In this scenario, the only way a host in Net-13 could send packets
to the host in Edge-2 is by using the source address in the packet
it received from the host in Edge-2. This address would be a
transit address, in C or D.
There are other scenarios:
There is no obvious way some other system (such as a P2P management
system) could tell the correspondent host in Net-13 an address on
which it could send a packet to the host in Edge-2. Edge-2 could
tell that management system its Y address, and perhaps the
management system could be specially crafted to observe the source
address from which packets from the Edge-2 host arrived. But this
is a flaky and irregular way for an external system to figure out
what address to tell the correspondent host an IP address to use to
send packets to the Edge-2 host.
Host's don't know - and shouldn't have to know - whether or not they
are in a Six/One Router edge network. They shouldn't have to know
whether their own address, or the address of other hosts, are "edge"
addresses or "transit" addresses.
Nor is it reasonable to expect any separate management system to
make these distinctions.
Ivip and LISP with PTRs lets the hosts carry on as usual. All hosts
can send packets to each other on their own addresses, no matter
whether one or both hosts are on Ivip/LISP-managed addresses.
Page 5
------
2.4.1 Destination Address Selection
I found dot point 1 hard to understand at first. Perhaps it would
be better to write:
To organise the addressing system so that all edge addresses are
from a clearly identified prefix, such as 1::/1, 11::/2 or
111::/3.
I found the rest of the left column pretty hard to understand.
This was very confusing at first, but it made more sense with later
explanation:
In case of a tie, a candidate destination address is chosen that
has the longest prefix in common with the source address.
I couldn't imagine what the purpose of this was.

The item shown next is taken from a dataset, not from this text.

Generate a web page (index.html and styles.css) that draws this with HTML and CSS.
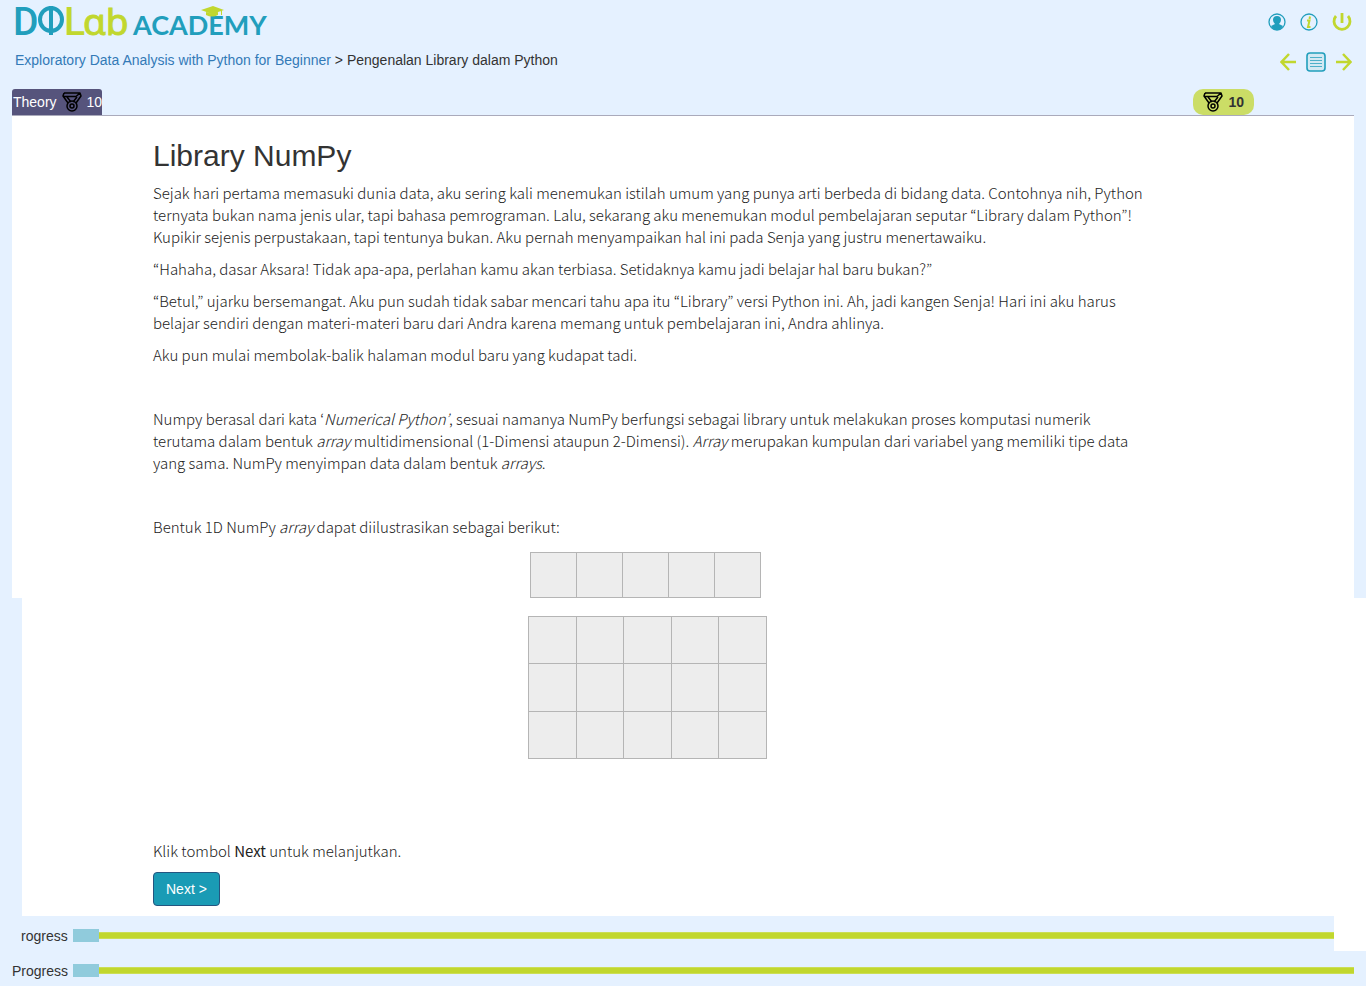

The following sentence could be rewritten to change "choose" into
something more informative. I thought it referred to some algorithm
in a host choosing something. In fact it refers to the designers of
the entire system choosing to make a whole section of the IPv6
address space exclusively for edge networks - and not to have edge
network addresses outside this section.
A means to take maximum advantage of the longest-prefix
match for destination address selection in Six/One Router
would be to choose the highest-order bit in addresses so that it
distinguishes edge from transit addresses.
The rest of this column could probably be rewritten to be less
confusing. I won't try to detail my difficulties here, but can talk
about them by phone or write more offlist.
The top (continuing) paragraph on the right column is pretty
confusing to me.
You propose some kind of overall prefix to contain all edge address
space, but admit it is not a reliable approach. I don't fully
understand the previous explanation of how it would work with your
proposed address selection mechanism.
To what extent are you proposing a change to all hosts in the way
they select an address from multiple addresses in an AAAA DNS record?
I foresee major problems with this reliance on DNS to enable hosts
in non-upgraded networks to send packets to hosts in upgraded networks.
Firstly, there are plenty of situations where a host needs to be
told an IP address to use, by some system other than a FQDN and a
DNS lookup.
Even ignoring those instances, lets consider this example which uses
DNS.
Edge-2 is a hosting company. It has a customer xyz.com, who run
their own nameservers. The web server www.xyz.com is on a host in
the Edge-2 network. xyz.com needs to put an AAAA record in their
DNS so hosts all over the world can send packets to their web server.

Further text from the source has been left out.